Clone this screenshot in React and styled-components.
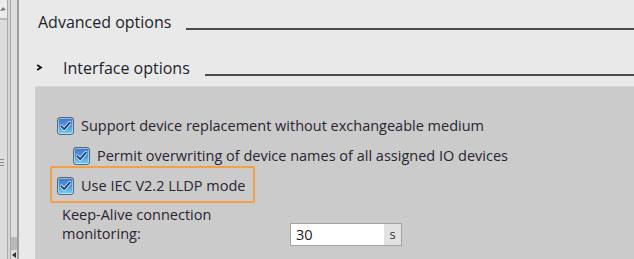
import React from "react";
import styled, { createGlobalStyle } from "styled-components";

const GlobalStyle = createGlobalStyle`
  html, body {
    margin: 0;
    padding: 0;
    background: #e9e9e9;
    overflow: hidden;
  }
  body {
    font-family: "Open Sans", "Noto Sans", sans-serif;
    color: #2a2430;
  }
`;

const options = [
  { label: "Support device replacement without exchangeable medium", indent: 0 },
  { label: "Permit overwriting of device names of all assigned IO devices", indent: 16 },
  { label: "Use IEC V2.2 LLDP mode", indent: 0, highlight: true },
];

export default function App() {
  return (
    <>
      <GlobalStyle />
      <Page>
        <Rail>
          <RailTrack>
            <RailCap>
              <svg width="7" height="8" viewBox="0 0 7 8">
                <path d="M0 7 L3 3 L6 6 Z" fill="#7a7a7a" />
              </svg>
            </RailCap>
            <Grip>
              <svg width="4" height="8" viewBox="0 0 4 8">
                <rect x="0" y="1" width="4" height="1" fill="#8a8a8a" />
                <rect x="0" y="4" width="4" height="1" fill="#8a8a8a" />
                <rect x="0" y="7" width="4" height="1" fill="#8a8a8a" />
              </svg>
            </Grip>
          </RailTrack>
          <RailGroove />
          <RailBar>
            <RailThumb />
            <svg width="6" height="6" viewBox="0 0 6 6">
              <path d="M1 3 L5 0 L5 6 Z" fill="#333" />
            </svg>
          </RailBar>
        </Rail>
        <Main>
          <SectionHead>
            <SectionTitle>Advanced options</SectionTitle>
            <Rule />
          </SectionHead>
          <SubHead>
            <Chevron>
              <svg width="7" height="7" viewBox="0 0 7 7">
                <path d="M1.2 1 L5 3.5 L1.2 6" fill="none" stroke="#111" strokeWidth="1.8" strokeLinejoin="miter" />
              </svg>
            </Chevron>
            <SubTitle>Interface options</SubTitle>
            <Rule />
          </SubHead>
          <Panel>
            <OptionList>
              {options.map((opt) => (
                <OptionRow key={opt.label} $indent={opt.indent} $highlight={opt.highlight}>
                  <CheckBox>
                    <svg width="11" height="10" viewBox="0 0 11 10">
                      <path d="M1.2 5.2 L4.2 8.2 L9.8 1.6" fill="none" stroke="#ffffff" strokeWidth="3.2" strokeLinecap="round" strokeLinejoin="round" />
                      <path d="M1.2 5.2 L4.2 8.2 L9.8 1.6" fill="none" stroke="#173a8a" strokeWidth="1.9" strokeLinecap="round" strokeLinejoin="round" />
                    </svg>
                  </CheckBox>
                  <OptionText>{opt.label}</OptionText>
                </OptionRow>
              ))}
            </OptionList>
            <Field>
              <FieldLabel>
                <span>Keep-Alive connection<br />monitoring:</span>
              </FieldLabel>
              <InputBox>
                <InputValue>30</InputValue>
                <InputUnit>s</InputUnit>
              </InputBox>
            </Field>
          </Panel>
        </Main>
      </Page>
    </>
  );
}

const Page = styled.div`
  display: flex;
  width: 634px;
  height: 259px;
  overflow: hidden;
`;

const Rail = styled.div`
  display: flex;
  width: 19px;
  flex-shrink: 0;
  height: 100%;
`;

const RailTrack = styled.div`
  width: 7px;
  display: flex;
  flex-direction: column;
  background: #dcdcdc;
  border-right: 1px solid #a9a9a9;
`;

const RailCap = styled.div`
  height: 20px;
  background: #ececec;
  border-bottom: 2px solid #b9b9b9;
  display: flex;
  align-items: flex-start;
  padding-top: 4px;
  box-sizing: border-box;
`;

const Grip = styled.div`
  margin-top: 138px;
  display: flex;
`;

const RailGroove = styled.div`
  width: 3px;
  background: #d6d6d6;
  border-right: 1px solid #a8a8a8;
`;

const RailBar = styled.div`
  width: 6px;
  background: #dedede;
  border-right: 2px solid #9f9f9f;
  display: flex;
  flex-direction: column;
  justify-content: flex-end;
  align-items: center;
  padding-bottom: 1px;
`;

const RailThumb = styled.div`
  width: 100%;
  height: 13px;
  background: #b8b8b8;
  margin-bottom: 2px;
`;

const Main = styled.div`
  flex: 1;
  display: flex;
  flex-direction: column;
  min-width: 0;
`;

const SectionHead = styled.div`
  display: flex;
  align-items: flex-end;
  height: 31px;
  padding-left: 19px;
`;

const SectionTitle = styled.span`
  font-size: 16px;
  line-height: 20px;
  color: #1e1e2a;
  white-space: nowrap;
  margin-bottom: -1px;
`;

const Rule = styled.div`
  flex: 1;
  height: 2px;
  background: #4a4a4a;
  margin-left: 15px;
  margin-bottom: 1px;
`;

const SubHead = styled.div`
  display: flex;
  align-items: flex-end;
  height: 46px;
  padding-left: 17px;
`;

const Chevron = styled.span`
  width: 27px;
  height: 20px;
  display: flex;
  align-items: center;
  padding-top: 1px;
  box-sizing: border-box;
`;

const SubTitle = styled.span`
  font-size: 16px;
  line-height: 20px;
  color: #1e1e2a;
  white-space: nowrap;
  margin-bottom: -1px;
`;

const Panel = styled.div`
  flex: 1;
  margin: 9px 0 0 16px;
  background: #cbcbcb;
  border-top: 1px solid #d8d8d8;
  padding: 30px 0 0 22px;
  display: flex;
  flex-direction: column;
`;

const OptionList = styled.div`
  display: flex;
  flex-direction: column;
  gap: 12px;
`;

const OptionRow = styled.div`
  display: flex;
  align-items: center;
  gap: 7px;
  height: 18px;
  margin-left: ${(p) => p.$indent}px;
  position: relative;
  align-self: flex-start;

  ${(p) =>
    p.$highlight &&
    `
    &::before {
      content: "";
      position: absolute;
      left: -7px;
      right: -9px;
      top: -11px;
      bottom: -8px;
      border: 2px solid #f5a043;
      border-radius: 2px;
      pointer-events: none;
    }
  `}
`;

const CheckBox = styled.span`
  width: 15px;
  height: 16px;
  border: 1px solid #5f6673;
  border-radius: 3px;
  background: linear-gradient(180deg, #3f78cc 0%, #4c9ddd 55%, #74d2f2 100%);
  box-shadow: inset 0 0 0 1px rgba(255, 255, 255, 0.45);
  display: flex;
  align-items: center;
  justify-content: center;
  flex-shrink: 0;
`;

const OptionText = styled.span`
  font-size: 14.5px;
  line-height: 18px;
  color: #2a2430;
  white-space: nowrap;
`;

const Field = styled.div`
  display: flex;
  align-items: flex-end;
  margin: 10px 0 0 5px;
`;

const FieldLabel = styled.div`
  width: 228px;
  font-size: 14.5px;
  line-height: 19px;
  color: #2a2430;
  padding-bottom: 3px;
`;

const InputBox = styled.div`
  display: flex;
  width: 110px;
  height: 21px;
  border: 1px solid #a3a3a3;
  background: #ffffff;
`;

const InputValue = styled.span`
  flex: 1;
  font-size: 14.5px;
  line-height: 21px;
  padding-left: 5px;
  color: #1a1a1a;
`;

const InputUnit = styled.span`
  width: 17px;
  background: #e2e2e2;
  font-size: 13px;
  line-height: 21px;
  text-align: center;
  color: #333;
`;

What is required:
Report only the number of lines in the listing that contain the word "React".

Exercise solution:
2